Лей досадливо поморщился.

— Ты верно сказал: разделить — значит потерять. Штрассер уйдет и уведет с собой половину. Это раскол.

— У нас еще есть время этого не допустить. Но фюрер должен твердо знать, на кого он может рассчитывать.

— Он сказал тебе, что я заменю Штрассера? — не удержался Лей от прямого, может быть, слишком прямого вопроса. Но Гесс не выказал и тени смущения.

— Именно так! Еще он сказал, что со временем у тебя будет своя епархия, так же как у Геринга и Геббельса. Возможно — но это лишь мое предположение, — это будут профсоюзы.

Краем глаза он видел, что Роберт снова лег и вытянулся, видимо, стараясь предельно расслабиться. Рудольф сказал, что подождет его в кабинете, и вышел, прикрыв дверь.

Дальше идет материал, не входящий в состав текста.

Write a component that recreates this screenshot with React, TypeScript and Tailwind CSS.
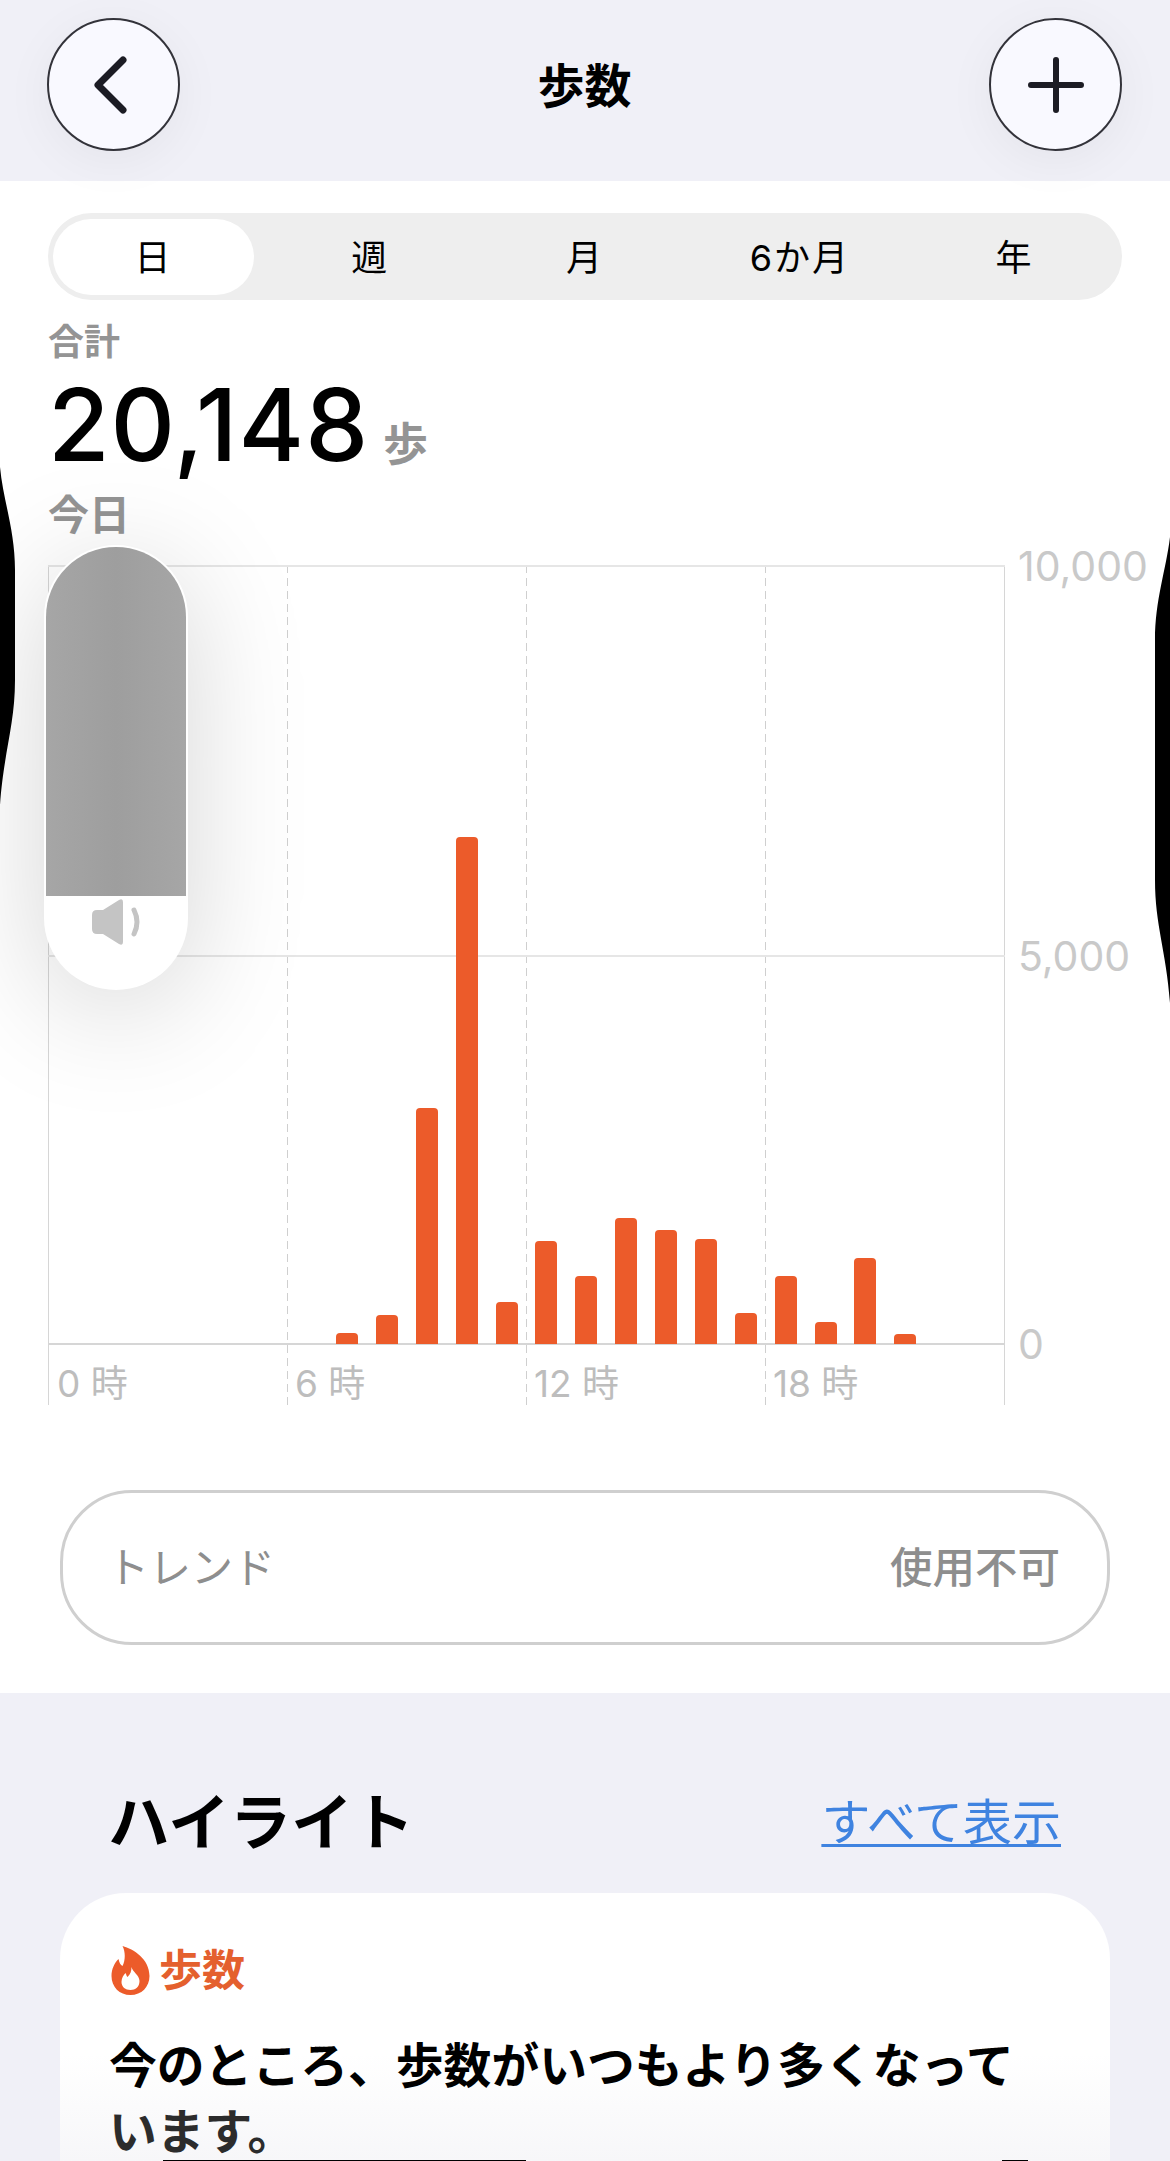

Нет, он не жалел, что разом вывалил всю информацию на еще не вполне оправившегося Лея. В конце концов, ему и самому решение далось непросто. Но он принял его… А, собственно, когда он его принял? И был ли вообще такой момент, когда он сказал себе — с Адольфом до конца? Видимо, последние полгода он мучился и болел оттого, что росло и зрело в нем это альтер эго и, окончательно пожрав его первое «я», распрямилось теперь во весь рост. Рудольф невольно поморщился от подобных ассоциаций. Тем не менее если он справился с собой, и Роберт здорово помог ему в этом, велев держать свою совесть в кулаке, то почему бы Роберту сейчас тоже не справиться с собою? Пусть все не сделается в один миг, пусть растянется на месяцы, как было с ним самим, но если Роберт останется, если скажет себе — с фюрером до конца! — то надежнее и крепче опоры Адольфу не найти.